In life, the curmudgeons and pessimists who think of themselves as realists will regurgitate the tired trope of “there’s no such thing as a free lunch.” While it is true that cheap steak may include some gristle, it could potentially be the best steak you’ve ever had. But you could also choke on it.

I’m an advocate for never, under any circumstances, buying a new mass-produced car. It’s a huge resource drain, a heavy financial liability at the sharp summit of its depreciation curve. Most people, in my strictly unscientific and biased understanding, purchase new cars because they feel they either deserve the newest things without actually being able to afford them outright, or they think that cars that have been driven by someone else are simply too unreliable to have on the road. For those people, I say go for it. Your fear of delving a millimeter out of your comfort zone is precisely why I and many others routinely find great deals on other people’s so-called headaches.

However, the advice I dole out on a regular basis can also be taken a bit too lackadaisically, in that some people may get it into their heads that a cheap luxury or sports car is exactly like a new luxury or sports car, save for a few hardened boogers under the unwilling fart receptacle that is the driver’s seat. It’s actually a lot more complicated than that.

Our pals over at The Truth About Cars recently published an article called Money Isn’t Everything: What An $8,500 Porsche 996 Really Costs, in which Yoav Gilad, an experienced owner of sports cars, bought a dirt cheap Porsche 996 Carrera for the aforementioned four-figure amount and chronicled his first and only 26 days of ownership, as he ended up asking for his money back from the original seller, who was his personal friend.

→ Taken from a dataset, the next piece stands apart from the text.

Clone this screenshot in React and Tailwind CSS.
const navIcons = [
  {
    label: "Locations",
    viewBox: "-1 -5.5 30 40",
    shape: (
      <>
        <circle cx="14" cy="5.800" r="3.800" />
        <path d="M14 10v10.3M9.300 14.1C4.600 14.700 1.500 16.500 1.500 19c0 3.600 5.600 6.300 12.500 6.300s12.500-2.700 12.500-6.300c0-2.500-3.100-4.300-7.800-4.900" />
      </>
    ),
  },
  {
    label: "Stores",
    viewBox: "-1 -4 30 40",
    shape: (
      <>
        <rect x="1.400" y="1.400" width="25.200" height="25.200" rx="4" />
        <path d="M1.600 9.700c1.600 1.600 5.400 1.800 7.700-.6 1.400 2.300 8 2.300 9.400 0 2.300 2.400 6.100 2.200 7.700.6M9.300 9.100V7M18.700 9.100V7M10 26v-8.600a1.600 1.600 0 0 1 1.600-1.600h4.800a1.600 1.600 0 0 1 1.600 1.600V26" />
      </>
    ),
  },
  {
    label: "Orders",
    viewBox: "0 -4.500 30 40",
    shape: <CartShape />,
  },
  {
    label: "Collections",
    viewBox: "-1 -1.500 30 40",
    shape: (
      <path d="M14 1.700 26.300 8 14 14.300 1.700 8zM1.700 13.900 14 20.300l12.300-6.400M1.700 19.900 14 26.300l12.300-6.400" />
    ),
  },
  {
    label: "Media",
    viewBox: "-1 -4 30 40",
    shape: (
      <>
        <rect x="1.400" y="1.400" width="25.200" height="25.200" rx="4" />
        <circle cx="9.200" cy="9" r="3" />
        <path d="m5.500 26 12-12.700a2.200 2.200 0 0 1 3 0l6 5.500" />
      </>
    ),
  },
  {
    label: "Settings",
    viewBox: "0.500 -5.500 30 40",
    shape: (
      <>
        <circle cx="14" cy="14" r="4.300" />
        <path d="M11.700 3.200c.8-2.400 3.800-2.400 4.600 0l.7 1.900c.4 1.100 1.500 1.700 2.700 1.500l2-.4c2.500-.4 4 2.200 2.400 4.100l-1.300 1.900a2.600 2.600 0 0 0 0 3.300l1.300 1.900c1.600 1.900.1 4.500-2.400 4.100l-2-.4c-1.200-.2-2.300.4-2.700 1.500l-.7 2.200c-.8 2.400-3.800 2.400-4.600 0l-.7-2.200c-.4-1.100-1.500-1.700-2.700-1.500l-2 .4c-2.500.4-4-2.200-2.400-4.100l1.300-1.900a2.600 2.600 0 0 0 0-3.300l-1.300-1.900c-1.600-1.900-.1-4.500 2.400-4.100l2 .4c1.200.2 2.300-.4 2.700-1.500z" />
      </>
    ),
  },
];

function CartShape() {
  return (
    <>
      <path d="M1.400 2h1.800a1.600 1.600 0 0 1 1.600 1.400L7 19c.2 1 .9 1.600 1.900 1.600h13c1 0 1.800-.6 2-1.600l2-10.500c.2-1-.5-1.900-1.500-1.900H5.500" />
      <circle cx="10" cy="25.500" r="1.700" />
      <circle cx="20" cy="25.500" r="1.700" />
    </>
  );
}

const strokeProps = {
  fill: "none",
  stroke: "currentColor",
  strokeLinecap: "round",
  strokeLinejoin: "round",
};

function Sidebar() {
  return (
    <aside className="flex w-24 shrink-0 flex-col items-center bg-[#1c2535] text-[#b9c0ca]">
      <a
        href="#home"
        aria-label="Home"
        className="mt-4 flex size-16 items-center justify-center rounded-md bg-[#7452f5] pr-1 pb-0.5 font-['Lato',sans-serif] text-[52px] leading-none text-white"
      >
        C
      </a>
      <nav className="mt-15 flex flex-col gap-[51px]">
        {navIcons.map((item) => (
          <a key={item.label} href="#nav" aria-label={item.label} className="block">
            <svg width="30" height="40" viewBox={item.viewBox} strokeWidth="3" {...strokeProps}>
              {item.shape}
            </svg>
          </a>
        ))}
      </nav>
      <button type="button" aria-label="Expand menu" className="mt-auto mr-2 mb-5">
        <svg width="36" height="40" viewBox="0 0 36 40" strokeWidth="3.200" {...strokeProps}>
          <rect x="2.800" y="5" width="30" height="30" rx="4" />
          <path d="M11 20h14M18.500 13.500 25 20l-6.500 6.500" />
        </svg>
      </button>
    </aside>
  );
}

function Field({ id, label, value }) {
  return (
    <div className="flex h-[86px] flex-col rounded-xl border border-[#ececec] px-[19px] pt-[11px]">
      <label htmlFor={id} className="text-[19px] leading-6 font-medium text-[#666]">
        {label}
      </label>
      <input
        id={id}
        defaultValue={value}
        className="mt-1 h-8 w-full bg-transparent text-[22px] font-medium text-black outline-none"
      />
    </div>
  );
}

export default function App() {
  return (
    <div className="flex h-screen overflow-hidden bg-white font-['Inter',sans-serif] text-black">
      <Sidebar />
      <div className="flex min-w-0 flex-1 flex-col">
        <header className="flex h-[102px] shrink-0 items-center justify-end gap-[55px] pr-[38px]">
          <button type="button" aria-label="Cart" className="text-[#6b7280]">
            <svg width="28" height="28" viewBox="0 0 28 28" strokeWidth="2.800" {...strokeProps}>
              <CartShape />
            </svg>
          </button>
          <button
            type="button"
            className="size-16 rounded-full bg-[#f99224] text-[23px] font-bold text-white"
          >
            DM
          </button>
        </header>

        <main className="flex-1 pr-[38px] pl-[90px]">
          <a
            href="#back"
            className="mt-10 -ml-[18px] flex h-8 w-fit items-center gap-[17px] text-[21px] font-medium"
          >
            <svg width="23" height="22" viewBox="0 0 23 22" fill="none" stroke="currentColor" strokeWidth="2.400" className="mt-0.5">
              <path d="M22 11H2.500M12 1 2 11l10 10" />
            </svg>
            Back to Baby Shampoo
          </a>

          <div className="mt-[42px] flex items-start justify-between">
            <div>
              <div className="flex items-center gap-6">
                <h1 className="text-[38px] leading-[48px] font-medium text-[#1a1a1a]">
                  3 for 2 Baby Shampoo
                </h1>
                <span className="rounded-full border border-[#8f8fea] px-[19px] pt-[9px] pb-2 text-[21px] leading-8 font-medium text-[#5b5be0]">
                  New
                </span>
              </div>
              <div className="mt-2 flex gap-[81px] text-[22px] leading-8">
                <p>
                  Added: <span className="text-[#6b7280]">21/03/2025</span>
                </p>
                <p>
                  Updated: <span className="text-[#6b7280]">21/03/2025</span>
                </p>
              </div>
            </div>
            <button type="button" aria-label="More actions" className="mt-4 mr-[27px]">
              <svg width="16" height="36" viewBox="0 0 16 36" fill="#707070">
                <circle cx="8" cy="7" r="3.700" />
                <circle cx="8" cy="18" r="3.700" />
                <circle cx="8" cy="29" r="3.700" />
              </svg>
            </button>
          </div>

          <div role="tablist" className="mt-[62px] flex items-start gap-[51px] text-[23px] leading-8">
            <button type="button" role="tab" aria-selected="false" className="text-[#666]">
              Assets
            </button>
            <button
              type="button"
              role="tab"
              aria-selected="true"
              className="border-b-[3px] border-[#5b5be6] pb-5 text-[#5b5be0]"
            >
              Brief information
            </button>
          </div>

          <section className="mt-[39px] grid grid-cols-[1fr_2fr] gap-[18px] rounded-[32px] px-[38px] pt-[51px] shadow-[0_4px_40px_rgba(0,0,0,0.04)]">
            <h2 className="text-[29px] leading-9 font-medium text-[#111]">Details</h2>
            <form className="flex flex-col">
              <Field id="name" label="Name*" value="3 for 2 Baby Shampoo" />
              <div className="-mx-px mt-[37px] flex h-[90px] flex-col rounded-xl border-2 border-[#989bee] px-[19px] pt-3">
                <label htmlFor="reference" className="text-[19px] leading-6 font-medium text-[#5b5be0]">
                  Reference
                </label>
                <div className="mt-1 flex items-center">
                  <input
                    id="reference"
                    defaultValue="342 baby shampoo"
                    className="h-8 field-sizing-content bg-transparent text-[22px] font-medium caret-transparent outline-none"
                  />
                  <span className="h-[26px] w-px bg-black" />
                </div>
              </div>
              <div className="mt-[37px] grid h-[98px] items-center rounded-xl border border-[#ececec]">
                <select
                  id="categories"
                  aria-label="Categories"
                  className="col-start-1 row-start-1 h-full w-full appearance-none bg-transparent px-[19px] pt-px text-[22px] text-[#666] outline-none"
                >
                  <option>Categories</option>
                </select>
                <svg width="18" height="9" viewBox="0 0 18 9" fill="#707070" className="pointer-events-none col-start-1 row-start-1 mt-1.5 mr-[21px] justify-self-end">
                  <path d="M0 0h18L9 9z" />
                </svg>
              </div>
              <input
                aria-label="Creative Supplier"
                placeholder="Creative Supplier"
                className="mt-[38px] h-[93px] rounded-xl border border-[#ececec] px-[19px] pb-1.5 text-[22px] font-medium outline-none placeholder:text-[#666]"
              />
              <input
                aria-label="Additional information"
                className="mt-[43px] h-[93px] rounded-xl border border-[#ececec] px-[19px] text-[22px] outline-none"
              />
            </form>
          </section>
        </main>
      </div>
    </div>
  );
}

Respectfully, I disagree with how this purchase went. To serve as a cautionary tale and a morsel of hope for those want to own their own dirt cheap Porsche fixer-upper, I’ll be going through the article and pointing out what the author got right, and what I think he got less right.

He signed the title and I signed a check. $8,500 for a Porsche 911. Boom. What’s a Toyota Corolla? I just bought Zuffenhausen’s finest.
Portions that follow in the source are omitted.